Directive - Write out the material exactly. Do not include the pictures.

--- begin Supplied data ---

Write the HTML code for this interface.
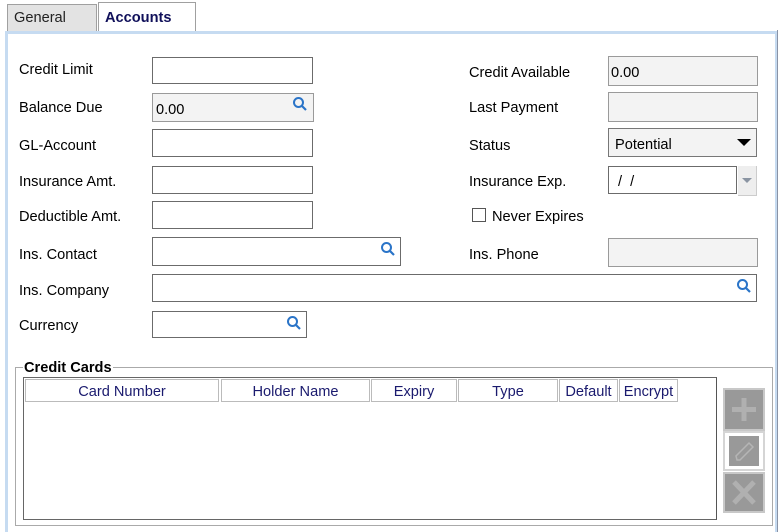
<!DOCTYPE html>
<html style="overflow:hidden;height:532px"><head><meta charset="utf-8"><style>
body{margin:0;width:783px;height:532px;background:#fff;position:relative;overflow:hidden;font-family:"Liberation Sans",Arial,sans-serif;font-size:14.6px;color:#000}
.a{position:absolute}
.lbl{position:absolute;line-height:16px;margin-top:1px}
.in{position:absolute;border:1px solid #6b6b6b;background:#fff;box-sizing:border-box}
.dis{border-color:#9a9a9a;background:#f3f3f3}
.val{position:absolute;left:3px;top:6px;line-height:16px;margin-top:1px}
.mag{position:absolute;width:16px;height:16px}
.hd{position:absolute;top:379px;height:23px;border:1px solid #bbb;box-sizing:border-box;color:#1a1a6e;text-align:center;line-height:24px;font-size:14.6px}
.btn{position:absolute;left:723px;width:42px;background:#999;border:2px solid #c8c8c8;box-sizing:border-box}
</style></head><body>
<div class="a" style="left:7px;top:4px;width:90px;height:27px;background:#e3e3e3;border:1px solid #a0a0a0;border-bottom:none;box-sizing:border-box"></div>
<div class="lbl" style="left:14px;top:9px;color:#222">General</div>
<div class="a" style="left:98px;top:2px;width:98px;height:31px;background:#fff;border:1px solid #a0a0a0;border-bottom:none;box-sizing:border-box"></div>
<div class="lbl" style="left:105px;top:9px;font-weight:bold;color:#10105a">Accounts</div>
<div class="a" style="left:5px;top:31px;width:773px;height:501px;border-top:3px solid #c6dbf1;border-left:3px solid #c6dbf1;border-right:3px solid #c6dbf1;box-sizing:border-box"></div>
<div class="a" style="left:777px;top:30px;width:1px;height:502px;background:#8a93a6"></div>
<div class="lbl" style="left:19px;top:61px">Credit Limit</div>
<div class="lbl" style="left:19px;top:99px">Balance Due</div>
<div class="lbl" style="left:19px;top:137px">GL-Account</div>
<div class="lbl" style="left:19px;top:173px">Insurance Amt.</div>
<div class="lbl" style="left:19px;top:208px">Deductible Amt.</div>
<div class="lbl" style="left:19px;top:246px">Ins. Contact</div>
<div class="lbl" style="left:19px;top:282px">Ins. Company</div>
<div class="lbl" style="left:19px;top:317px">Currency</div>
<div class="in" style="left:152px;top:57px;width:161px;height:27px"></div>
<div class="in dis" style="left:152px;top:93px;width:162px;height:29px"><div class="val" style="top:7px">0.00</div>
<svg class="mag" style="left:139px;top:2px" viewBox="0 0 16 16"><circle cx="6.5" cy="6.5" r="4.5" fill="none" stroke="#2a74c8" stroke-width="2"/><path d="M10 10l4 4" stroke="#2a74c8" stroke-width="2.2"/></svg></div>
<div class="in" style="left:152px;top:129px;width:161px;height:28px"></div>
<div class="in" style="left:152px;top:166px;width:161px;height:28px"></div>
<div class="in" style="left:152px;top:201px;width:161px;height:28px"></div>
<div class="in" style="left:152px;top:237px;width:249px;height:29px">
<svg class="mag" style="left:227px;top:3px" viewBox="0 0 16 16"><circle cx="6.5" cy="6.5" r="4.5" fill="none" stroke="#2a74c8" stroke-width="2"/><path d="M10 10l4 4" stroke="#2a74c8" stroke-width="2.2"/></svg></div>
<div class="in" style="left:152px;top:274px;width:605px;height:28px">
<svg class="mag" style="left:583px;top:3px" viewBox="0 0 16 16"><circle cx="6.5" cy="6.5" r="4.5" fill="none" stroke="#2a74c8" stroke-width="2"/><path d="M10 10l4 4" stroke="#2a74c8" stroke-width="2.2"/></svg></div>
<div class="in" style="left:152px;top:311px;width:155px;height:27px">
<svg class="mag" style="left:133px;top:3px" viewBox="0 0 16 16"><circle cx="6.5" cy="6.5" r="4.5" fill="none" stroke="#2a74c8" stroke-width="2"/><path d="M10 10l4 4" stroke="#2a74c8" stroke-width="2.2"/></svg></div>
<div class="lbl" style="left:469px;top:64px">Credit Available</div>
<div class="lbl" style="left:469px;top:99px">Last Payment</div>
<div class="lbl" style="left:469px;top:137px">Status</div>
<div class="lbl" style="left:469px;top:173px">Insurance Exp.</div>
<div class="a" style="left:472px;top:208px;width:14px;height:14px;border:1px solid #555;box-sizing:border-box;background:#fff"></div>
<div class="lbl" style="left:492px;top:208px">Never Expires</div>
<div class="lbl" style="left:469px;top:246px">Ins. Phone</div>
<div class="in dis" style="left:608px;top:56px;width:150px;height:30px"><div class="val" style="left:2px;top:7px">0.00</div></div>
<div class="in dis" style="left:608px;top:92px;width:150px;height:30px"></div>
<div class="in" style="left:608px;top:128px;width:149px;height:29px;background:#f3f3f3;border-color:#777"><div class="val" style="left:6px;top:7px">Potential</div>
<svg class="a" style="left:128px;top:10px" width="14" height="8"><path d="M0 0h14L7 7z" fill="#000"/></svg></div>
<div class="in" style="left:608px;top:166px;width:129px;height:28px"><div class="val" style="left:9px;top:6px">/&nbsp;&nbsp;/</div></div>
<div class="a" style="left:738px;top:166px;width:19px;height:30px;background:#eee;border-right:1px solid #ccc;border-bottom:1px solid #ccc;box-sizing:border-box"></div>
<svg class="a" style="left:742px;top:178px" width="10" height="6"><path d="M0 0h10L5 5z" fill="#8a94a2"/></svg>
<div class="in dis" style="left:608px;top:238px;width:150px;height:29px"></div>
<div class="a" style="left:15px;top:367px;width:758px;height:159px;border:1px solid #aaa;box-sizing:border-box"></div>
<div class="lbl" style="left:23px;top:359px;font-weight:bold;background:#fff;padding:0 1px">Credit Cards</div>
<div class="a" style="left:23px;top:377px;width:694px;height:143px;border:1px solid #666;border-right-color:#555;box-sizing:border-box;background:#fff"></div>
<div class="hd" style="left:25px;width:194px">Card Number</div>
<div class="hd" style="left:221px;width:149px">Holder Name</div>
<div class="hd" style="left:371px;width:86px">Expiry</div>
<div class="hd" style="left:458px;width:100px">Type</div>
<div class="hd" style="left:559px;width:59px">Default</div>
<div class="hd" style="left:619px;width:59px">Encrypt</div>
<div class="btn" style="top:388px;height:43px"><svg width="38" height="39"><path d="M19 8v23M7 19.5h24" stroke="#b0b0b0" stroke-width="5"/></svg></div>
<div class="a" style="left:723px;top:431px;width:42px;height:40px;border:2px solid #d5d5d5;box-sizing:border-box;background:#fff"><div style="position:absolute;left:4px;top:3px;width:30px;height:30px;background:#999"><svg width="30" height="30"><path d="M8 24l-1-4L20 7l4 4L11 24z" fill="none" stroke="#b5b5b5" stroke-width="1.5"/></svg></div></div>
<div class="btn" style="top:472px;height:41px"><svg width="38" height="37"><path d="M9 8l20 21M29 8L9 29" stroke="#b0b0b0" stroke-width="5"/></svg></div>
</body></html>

--- end Supplied data ---

Answer in full -
Write the HTML code for this interface.
<!DOCTYPE html>
<html style="overflow:hidden;height:532px"><head><meta charset="utf-8"><style>
body{margin:0;width:783px;height:532px;background:#fff;position:relative;overflow:hidden;font-family:"Liberation Sans",Arial,sans-serif;font-size:14.6px;color:#000}
.a{position:absolute}
.lbl{position:absolute;line-height:16px;margin-top:1px}
.in{position:absolute;border:1px solid #6b6b6b;background:#fff;box-sizing:border-box}
.dis{border-color:#9a9a9a;background:#f3f3f3}
.val{position:absolute;left:3px;top:6px;line-height:16px;margin-top:1px}
.mag{position:absolute;width:16px;height:16px}
.hd{position:absolute;top:379px;height:23px;border:1px solid #bbb;box-sizing:border-box;color:#1a1a6e;text-align:center;line-height:24px;font-size:14.6px}
.btn{position:absolute;left:723px;width:42px;background:#999;border:2px solid #c8c8c8;box-sizing:border-box}
</style></head><body>
<div class="a" style="left:7px;top:4px;width:90px;height:27px;background:#e3e3e3;border:1px solid #a0a0a0;border-bottom:none;box-sizing:border-box"></div>
<div class="lbl" style="left:14px;top:9px;color:#222">General</div>
<div class="a" style="left:98px;top:2px;width:98px;height:31px;background:#fff;border:1px solid #a0a0a0;border-bottom:none;box-sizing:border-box"></div>
<div class="lbl" style="left:105px;top:9px;font-weight:bold;color:#10105a">Accounts</div>
<div class="a" style="left:5px;top:31px;width:773px;height:501px;border-top:3px solid #c6dbf1;border-left:3px solid #c6dbf1;border-right:3px solid #c6dbf1;box-sizing:border-box"></div>
<div class="a" style="left:777px;top:30px;width:1px;height:502px;background:#8a93a6"></div>
<div class="lbl" style="left:19px;top:61px">Credit Limit</div>
<div class="lbl" style="left:19px;top:99px">Balance Due</div>
<div class="lbl" style="left:19px;top:137px">GL-Account</div>
<div class="lbl" style="left:19px;top:173px">Insurance Amt.</div>
<div class="lbl" style="left:19px;top:208px">Deductible Amt.</div>
<div class="lbl" style="left:19px;top:246px">Ins. Contact</div>
<div class="lbl" style="left:19px;top:282px">Ins. Company</div>
<div class="lbl" style="left:19px;top:317px">Currency</div>
<div class="in" style="left:152px;top:57px;width:161px;height:27px"></div>
<div class="in dis" style="left:152px;top:93px;width:162px;height:29px"><div class="val" style="top:7px">0.00</div>
<svg class="mag" style="left:139px;top:2px" viewBox="0 0 16 16"><circle cx="6.5" cy="6.5" r="4.5" fill="none" stroke="#2a74c8" stroke-width="2"/><path d="M10 10l4 4" stroke="#2a74c8" stroke-width="2.2"/></svg></div>
<div class="in" style="left:152px;top:129px;width:161px;height:28px"></div>
<div class="in" style="left:152px;top:166px;width:161px;height:28px"></div>
<div class="in" style="left:152px;top:201px;width:161px;height:28px"></div>
<div class="in" style="left:152px;top:237px;width:249px;height:29px">
<svg class="mag" style="left:227px;top:3px" viewBox="0 0 16 16"><circle cx="6.5" cy="6.5" r="4.5" fill="none" stroke="#2a74c8" stroke-width="2"/><path d="M10 10l4 4" stroke="#2a74c8" stroke-width="2.2"/></svg></div>
<div class="in" style="left:152px;top:274px;width:605px;height:28px">
<svg class="mag" style="left:583px;top:3px" viewBox="0 0 16 16"><circle cx="6.5" cy="6.5" r="4.5" fill="none" stroke="#2a74c8" stroke-width="2"/><path d="M10 10l4 4" stroke="#2a74c8" stroke-width="2.2"/></svg></div>
<div class="in" style="left:152px;top:311px;width:155px;height:27px">
<svg class="mag" style="left:133px;top:3px" viewBox="0 0 16 16"><circle cx="6.5" cy="6.5" r="4.5" fill="none" stroke="#2a74c8" stroke-width="2"/><path d="M10 10l4 4" stroke="#2a74c8" stroke-width="2.2"/></svg></div>
<div class="lbl" style="left:469px;top:64px">Credit Available</div>
<div class="lbl" style="left:469px;top:99px">Last Payment</div>
<div class="lbl" style="left:469px;top:137px">Status</div>
<div class="lbl" style="left:469px;top:173px">Insurance Exp.</div>
<div class="a" style="left:472px;top:208px;width:14px;height:14px;border:1px solid #555;box-sizing:border-box;background:#fff"></div>
<div class="lbl" style="left:492px;top:208px">Never Expires</div>
<div class="lbl" style="left:469px;top:246px">Ins. Phone</div>
<div class="in dis" style="left:608px;top:56px;width:150px;height:30px"><div class="val" style="left:2px;top:7px">0.00</div></div>
<div class="in dis" style="left:608px;top:92px;width:150px;height:30px"></div>
<div class="in" style="left:608px;top:128px;width:149px;height:29px;background:#f3f3f3;border-color:#777"><div class="val" style="left:6px;top:7px">Potential</div>
<svg class="a" style="left:128px;top:10px" width="14" height="8"><path d="M0 0h14L7 7z" fill="#000"/></svg></div>
<div class="in" style="left:608px;top:166px;width:129px;height:28px"><div class="val" style="left:9px;top:6px">/&nbsp;&nbsp;/</div></div>
<div class="a" style="left:738px;top:166px;width:19px;height:30px;background:#eee;border-right:1px solid #ccc;border-bottom:1px solid #ccc;box-sizing:border-box"></div>
<svg class="a" style="left:742px;top:178px" width="10" height="6"><path d="M0 0h10L5 5z" fill="#8a94a2"/></svg>
<div class="in dis" style="left:608px;top:238px;width:150px;height:29px"></div>
<div class="a" style="left:15px;top:367px;width:758px;height:159px;border:1px solid #aaa;box-sizing:border-box"></div>
<div class="lbl" style="left:23px;top:359px;font-weight:bold;background:#fff;padding:0 1px">Credit Cards</div>
<div class="a" style="left:23px;top:377px;width:694px;height:143px;border:1px solid #666;border-right-color:#555;box-sizing:border-box;background:#fff"></div>
<div class="hd" style="left:25px;width:194px">Card Number</div>
<div class="hd" style="left:221px;width:149px">Holder Name</div>
<div class="hd" style="left:371px;width:86px">Expiry</div>
<div class="hd" style="left:458px;width:100px">Type</div>
<div class="hd" style="left:559px;width:59px">Default</div>
<div class="hd" style="left:619px;width:59px">Encrypt</div>
<div class="btn" style="top:388px;height:43px"><svg width="38" height="39"><path d="M19 8v23M7 19.5h24" stroke="#b0b0b0" stroke-width="5"/></svg></div>
<div class="a" style="left:723px;top:431px;width:42px;height:40px;border:2px solid #d5d5d5;box-sizing:border-box;background:#fff"><div style="position:absolute;left:4px;top:3px;width:30px;height:30px;background:#999"><svg width="30" height="30"><path d="M8 24l-1-4L20 7l4 4L11 24z" fill="none" stroke="#b5b5b5" stroke-width="1.5"/></svg></div></div>
<div class="btn" style="top:472px;height:41px"><svg width="38" height="37"><path d="M9 8l20 21M29 8L9 29" stroke="#b0b0b0" stroke-width="5"/></svg></div>
</body></html>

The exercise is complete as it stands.